======== Data section ========

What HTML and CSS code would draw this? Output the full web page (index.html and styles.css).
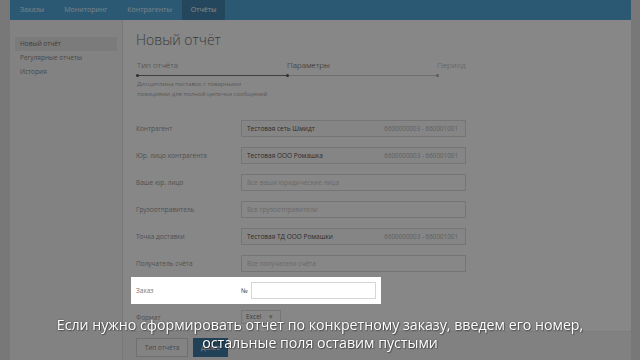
FILE: index.html
```html
<!DOCTYPE html>
<html lang="ru">
<head>
    <meta charset="UTF-8">
    <meta name="viewport" content="width=device-width, initial-scale=1.0">
    <title>Новый отчёт</title>
    <link rel="stylesheet" href="styles.css">
</head>
<body>

    <div class="app">
        <header class="topnav">
            <a class="nav-item">Заказы</a>
            <a class="nav-item">Мониторинг</a>
            <a class="nav-item">Контрагенты</a>
            <a class="nav-item active">Отчёты</a>
        </header>

        <div class="layout">
            <aside class="sidebar">
                <a class="side-item active">Новый отчёт</a>
                <a class="side-item">Регулярные отчеты</a>
                <a class="side-item">История</a>
            </aside>

            <main class="content">
                <h1 class="page-title">Новый отчёт</h1>

                <div class="steps">
                    <div class="step done">
                        <span class="step-label">Тип отчёта</span>
                        <div class="step-track"><span class="step-dot"></span><span class="step-line"></span></div>
                    </div>
                    <div class="step current">
                        <span class="step-label">Параметры</span>
                        <div class="step-track"><span class="step-dot"></span><span class="step-line"></span></div>
                    </div>
                    <div class="step last">
                        <span class="step-label">Период</span>
                        <div class="step-track"><span class="step-dot"></span></div>
                    </div>
                </div>

                <p class="step-note">Дисциплина поставок с товарными<br>позициями для полной цепочки сообщений</p>

                <form class="report-form">
                    <div class="form-row">
                        <label class="form-label">Контрагент</label>
                        <div class="field filled"><span>Тестовая сеть Шмидт</span><span class="field-code">6600000003 - 660001001</span></div>
                    </div>
                    <div class="form-row">
                        <label class="form-label">Юр. лицо контрагента</label>
                        <div class="field filled"><span>Тестовая ООО Ромашка</span><span class="field-code">6600000003 - 660001001</span></div>
                    </div>
                    <div class="form-row">
                        <label class="form-label">Ваше юр. лицо</label>
                        <div class="field"><span class="placeholder">Все ваши юридические лица</span></div>
                    </div>
                    <div class="form-row">
                        <label class="form-label">Грузоотправитель</label>
                        <div class="field"><span class="placeholder">Все грузоотправители</span></div>
                    </div>
                    <div class="form-row">
                        <label class="form-label">Точка доставки</label>
                        <div class="field filled"><span>Тестовая ТД ООО Ромашки</span><span class="field-code">6600000003 - 660001001</span></div>
                    </div>
                    <div class="form-row">
                        <label class="form-label">Получатель счёта</label>
                        <div class="field"><span class="placeholder">Все получатели счёта</span></div>
                    </div>
                    <div class="form-row spotlight">
                        <label class="form-label">Заказ</label>
                        <span class="num-sign">№</span>
                        <input class="order-input" type="text">
                    </div>
                    <div class="form-row format-row">
                        <label class="form-label">Формат</label>
                        <div class="select">Excel <span class="caret">▾</span></div>
                    </div>
                </form>

                <div class="actions">
                    <button class="btn">Тип отчёта</button>
                    <button class="btn primary">Далее</button>
                </div>
            </main>
        </div>
    </div>

    <div class="dim"></div>

    <div class="subtitles">
        <p>Если нужно сформировать отчет по конкретному заказу, введем его номер,<br>остальные поля оставим пустыми</p>
    </div>

</body>
</html>
```

FILE: styles.css
```css
body {
    margin: 0;
    background: #e2e2e2;
    font-family: "Open Sans", "Noto Sans", sans-serif;
    color: #555;
    height: 360px;
    overflow: hidden;
}

.app {
    margin: 0 9px 0 10px;
    background: #fff;
    height: 360px;
    display: flex;
    flex-direction: column;
}

/* top navigation */
.topnav {
    height: 20px;
    background: #52a9dc;
    display: flex;
}

.nav-item {
    padding: 0 10px;
    line-height: 20px;
    font-size: 7px;
    color: #e2f1fa;
}

.nav-item.active {
    background: #4687b1;
    padding: 0 9px;
    color: #fff;
}

.layout {
    flex: 1;
    display: flex;
}

/* left menu */
.sidebar {
    width: 102px;
    padding: 17px 5px 0 5px;
    background: #f6f6f6;
    border-right: 1px solid #e4e4e4;
    display: flex;
    flex-direction: column;
}

.side-item {
    height: 14px;
    line-height: 14px;
    padding-left: 5px;
    font-size: 6.5px;
    color: #888;
}

.side-item.active {
    background: #e9e9e9;
    color: #777;
}

/* main part */
.content {
    flex: 1;
    padding: 11px 0 0 13px;
    display: flex;
    flex-direction: column;
}

.page-title {
    margin: 0;
    font-size: 14px;
    line-height: 18px;
    font-weight: 300;
    color: #6f6f6f;
}

.steps {
    display: flex;
    margin-top: 11px;
}

.step {
    width: 150px;
    display: flex;
    flex-direction: column;
}

.step-label {
    font-size: 8px;
    line-height: 10px;
    padding-left: 1px;
    font-weight: 300;
    color: #777;
}

.step.current .step-label {
    color: #444;
}

.step.last .step-label {
    color: #aaa;
}

.step-track {
    margin-top: 4px;
    height: 3px;
    display: flex;
    align-items: center;
}

.step-dot {
    width: 3px;
    height: 3px;
    border-radius: 50%;
    background: #555;
}

.step.last .step-dot {
    background: #aaa;
}

.step-line {
    flex: 1;
    height: 1px;
    background: #777;
}

.step.current .step-line {
    background: #d0d0d0;
}

.step-note {
    margin: 3px 0 0 1px;
    font-size: 6px;
    line-height: 9.5px;
    color: #aaa;
}

/* form */
.report-form {
    margin-top: 16px;
    display: flex;
    flex-direction: column;
}

.form-row {
    display: flex;
    align-items: center;
    padding: 5px;
    margin-left: -5px;
    width: 330px;
}

.form-label {
    width: 105px;
    font-size: 6.5px;
    color: #999;
}

.field {
    width: 225px;
    height: 17px;
    box-sizing: border-box;
    border: 1px solid #ddd;
    background: #fff;
    display: flex;
    align-items: center;
    justify-content: space-between;
    padding: 0 7px 0 5px;
    font-size: 6.5px;
    color: #555;
}

.field.filled {
    background: #fcfcfc;
}

.field-code {
    color: #b4b4b4;
    font-size: 6.3px;
}

.placeholder {
    color: #c8c8c8;
}

.spotlight {
    position: relative;
    z-index: 20;
    background: #fff;
    width: 240px;
}

.spotlight .form-label {
    color: #777;
}

.num-sign {
    width: 10px;
    font-size: 6.5px;
    color: #444;
}

.order-input {
    width: 125px;
    height: 17px;
    box-sizing: border-box;
    border: 1px solid #d6d6d6;
    margin: 0;
    padding: 0;
}

.format-row {
    padding-top: 6px;
}

.select {
    width: 40px;
    height: 14px;
    box-sizing: border-box;
    border: 1px solid #ddd;
    font-size: 6.5px;
    line-height: 12px;
    padding-left: 4px;
    color: #777;
}

.caret {
    margin-left: 6px;
    color: #aaa;
}

/* bottom buttons */
.actions {
    margin: auto 0 0 -13px;
    padding: 6px 13px 3px;
    background: #f4f4f4;
    border-top: 1px solid #ececec;
    display: flex;
    gap: 5px;
}

.btn {
    height: 19px;
    padding: 0;
    border: 1px solid #d4d4d4;
    background: #f8f8f8;
    font-family: "Open Sans", sans-serif;
    font-size: 6.5px;
    white-space: nowrap;
    color: #888;
    width: 52px;
}

.btn.primary {
    width: 35px;
    background: #3f7ca6;
    border-color: #3f7ca6;
    color: #fff;
}

/* tutorial overlay */
.dim {
    position: fixed;
    top: 0;
    left: 0;
    right: 0;
    bottom: 0;
    background: rgba(0, 0, 0, 0.47);
    z-index: 10;
}

.subtitles {
    position: fixed;
    left: 0;
    right: 0;
    top: 316px;
    z-index: 30;
    text-align: center;
}

.subtitles p {
    margin: 0;
    font-size: 14.2px;
    line-height: 18px;
    color: #fff;
    text-shadow: 0 0 2px rgba(0, 0, 0, 0.5), 1px 1px 1px rgba(0, 0, 0, 0.35);
}
```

========

Repeat the material above in full and exactly, omitting the pictures.

_Response to this exercise_
What HTML and CSS code would draw this? Output the full web page (index.html and styles.css).
FILE: index.html
```html
<!DOCTYPE html>
<html lang="ru">
<head>
    <meta charset="UTF-8">
    <meta name="viewport" content="width=device-width, initial-scale=1.0">
    <title>Новый отчёт</title>
    <link rel="stylesheet" href="styles.css">
</head>
<body>

    <div class="app">
        <header class="topnav">
            <a class="nav-item">Заказы</a>
            <a class="nav-item">Мониторинг</a>
            <a class="nav-item">Контрагенты</a>
            <a class="nav-item active">Отчёты</a>
        </header>

        <div class="layout">
            <aside class="sidebar">
                <a class="side-item active">Новый отчёт</a>
                <a class="side-item">Регулярные отчеты</a>
                <a class="side-item">История</a>
            </aside>

            <main class="content">
                <h1 class="page-title">Новый отчёт</h1>

                <div class="steps">
                    <div class="step done">
                        <span class="step-label">Тип отчёта</span>
                        <div class="step-track"><span class="step-dot"></span><span class="step-line"></span></div>
                    </div>
                    <div class="step current">
                        <span class="step-label">Параметры</span>
                        <div class="step-track"><span class="step-dot"></span><span class="step-line"></span></div>
                    </div>
                    <div class="step last">
                        <span class="step-label">Период</span>
                        <div class="step-track"><span class="step-dot"></span></div>
                    </div>
                </div>

                <p class="step-note">Дисциплина поставок с товарными<br>позициями для полной цепочки сообщений</p>

                <form class="report-form">
                    <div class="form-row">
                        <label class="form-label">Контрагент</label>
                        <div class="field filled"><span>Тестовая сеть Шмидт</span><span class="field-code">6600000003 - 660001001</span></div>
                    </div>
                    <div class="form-row">
                        <label class="form-label">Юр. лицо контрагента</label>
                        <div class="field filled"><span>Тестовая ООО Ромашка</span><span class="field-code">6600000003 - 660001001</span></div>
                    </div>
                    <div class="form-row">
                        <label class="form-label">Ваше юр. лицо</label>
                        <div class="field"><span class="placeholder">Все ваши юридические лица</span></div>
                    </div>
                    <div class="form-row">
                        <label class="form-label">Грузоотправитель</label>
                        <div class="field"><span class="placeholder">Все грузоотправители</span></div>
                    </div>
                    <div class="form-row">
                        <label class="form-label">Точка доставки</label>
                        <div class="field filled"><span>Тестовая ТД ООО Ромашки</span><span class="field-code">6600000003 - 660001001</span></div>
                    </div>
                    <div class="form-row">
                        <label class="form-label">Получатель счёта</label>
                        <div class="field"><span class="placeholder">Все получатели счёта</span></div>
                    </div>
                    <div class="form-row spotlight">
                        <label class="form-label">Заказ</label>
                        <span class="num-sign">№</span>
                        <input class="order-input" type="text">
                    </div>
                    <div class="form-row format-row">
                        <label class="form-label">Формат</label>
                        <div class="select">Excel <span class="caret">▾</span></div>
                    </div>
                </form>

                <div class="actions">
                    <button class="btn">Тип отчёта</button>
                    <button class="btn primary">Далее</button>
                </div>
            </main>
        </div>
    </div>

    <div class="dim"></div>

    <div class="subtitles">
        <p>Если нужно сформировать отчет по конкретному заказу, введем его номер,<br>остальные поля оставим пустыми</p>
    </div>

</body>
</html>
```

FILE: styles.css
```css
body {
    margin: 0;
    background: #e2e2e2;
    font-family: "Open Sans", "Noto Sans", sans-serif;
    color: #555;
    height: 360px;
    overflow: hidden;
}

.app {
    margin: 0 9px 0 10px;
    background: #fff;
    height: 360px;
    display: flex;
    flex-direction: column;
}

/* top navigation */
.topnav {
    height: 20px;
    background: #52a9dc;
    display: flex;
}

.nav-item {
    padding: 0 10px;
    line-height: 20px;
    font-size: 7px;
    color: #e2f1fa;
}

.nav-item.active {
    background: #4687b1;
    padding: 0 9px;
    color: #fff;
}

.layout {
    flex: 1;
    display: flex;
}

/* left menu */
.sidebar {
    width: 102px;
    padding: 17px 5px 0 5px;
    background: #f6f6f6;
    border-right: 1px solid #e4e4e4;
    display: flex;
    flex-direction: column;
}

.side-item {
    height: 14px;
    line-height: 14px;
    padding-left: 5px;
    font-size: 6.5px;
    color: #888;
}

.side-item.active {
    background: #e9e9e9;
    color: #777;
}

/* main part */
.content {
    flex: 1;
    padding: 11px 0 0 13px;
    display: flex;
    flex-direction: column;
}

.page-title {
    margin: 0;
    font-size: 14px;
    line-height: 18px;
    font-weight: 300;
    color: #6f6f6f;
}

.steps {
    display: flex;
    margin-top: 11px;
}

.step {
    width: 150px;
    display: flex;
    flex-direction: column;
}

.step-label {
    font-size: 8px;
    line-height: 10px;
    padding-left: 1px;
    font-weight: 300;
    color: #777;
}

.step.current .step-label {
    color: #444;
}

.step.last .step-label {
    color: #aaa;
}

.step-track {
    margin-top: 4px;
    height: 3px;
    display: flex;
    align-items: center;
}

.step-dot {
    width: 3px;
    height: 3px;
    border-radius: 50%;
    background: #555;
}

.step.last .step-dot {
    background: #aaa;
}

.step-line {
    flex: 1;
    height: 1px;
    background: #777;
}

.step.current .step-line {
    background: #d0d0d0;
}

.step-note {
    margin: 3px 0 0 1px;
    font-size: 6px;
    line-height: 9.5px;
    color: #aaa;
}

/* form */
.report-form {
    margin-top: 16px;
    display: flex;
    flex-direction: column;
}

.form-row {
    display: flex;
    align-items: center;
    padding: 5px;
    margin-left: -5px;
    width: 330px;
}

.form-label {
    width: 105px;
    font-size: 6.5px;
    color: #999;
}

.field {
    width: 225px;
    height: 17px;
    box-sizing: border-box;
    border: 1px solid #ddd;
    background: #fff;
    display: flex;
    align-items: center;
    justify-content: space-between;
    padding: 0 7px 0 5px;
    font-size: 6.5px;
    color: #555;
}

.field.filled {
    background: #fcfcfc;
}

.field-code {
    color: #b4b4b4;
    font-size: 6.3px;
}

.placeholder {
    color: #c8c8c8;
}

.spotlight {
    position: relative;
    z-index: 20;
    background: #fff;
    width: 240px;
}

.spotlight .form-label {
    color: #777;
}

.num-sign {
    width: 10px;
    font-size: 6.5px;
    color: #444;
}

.order-input {
    width: 125px;
    height: 17px;
    box-sizing: border-box;
    border: 1px solid #d6d6d6;
    margin: 0;
    padding: 0;
}

.format-row {
    padding-top: 6px;
}

.select {
    width: 40px;
    height: 14px;
    box-sizing: border-box;
    border: 1px solid #ddd;
    font-size: 6.5px;
    line-height: 12px;
    padding-left: 4px;
    color: #777;
}

.caret {
    margin-left: 6px;
    color: #aaa;
}

/* bottom buttons */
.actions {
    margin: auto 0 0 -13px;
    padding: 6px 13px 3px;
    background: #f4f4f4;
    border-top: 1px solid #ececec;
    display: flex;
    gap: 5px;
}

.btn {
    height: 19px;
    padding: 0;
    border: 1px solid #d4d4d4;
    background: #f8f8f8;
    font-family: "Open Sans", sans-serif;
    font-size: 6.5px;
    white-space: nowrap;
    color: #888;
    width: 52px;
}

.btn.primary {
    width: 35px;
    background: #3f7ca6;
    border-color: #3f7ca6;
    color: #fff;
}

/* tutorial overlay */
.dim {
    position: fixed;
    top: 0;
    left: 0;
    right: 0;
    bottom: 0;
    background: rgba(0, 0, 0, 0.47);
    z-index: 10;
}

.subtitles {
    position: fixed;
    left: 0;
    right: 0;
    top: 316px;
    z-index: 30;
    text-align: center;
}

.subtitles p {
    margin: 0;
    font-size: 14.2px;
    line-height: 18px;
    color: #fff;
    text-shadow: 0 0 2px rgba(0, 0, 0, 0.5), 1px 1px 1px rgba(0, 0, 0, 0.35);
}
```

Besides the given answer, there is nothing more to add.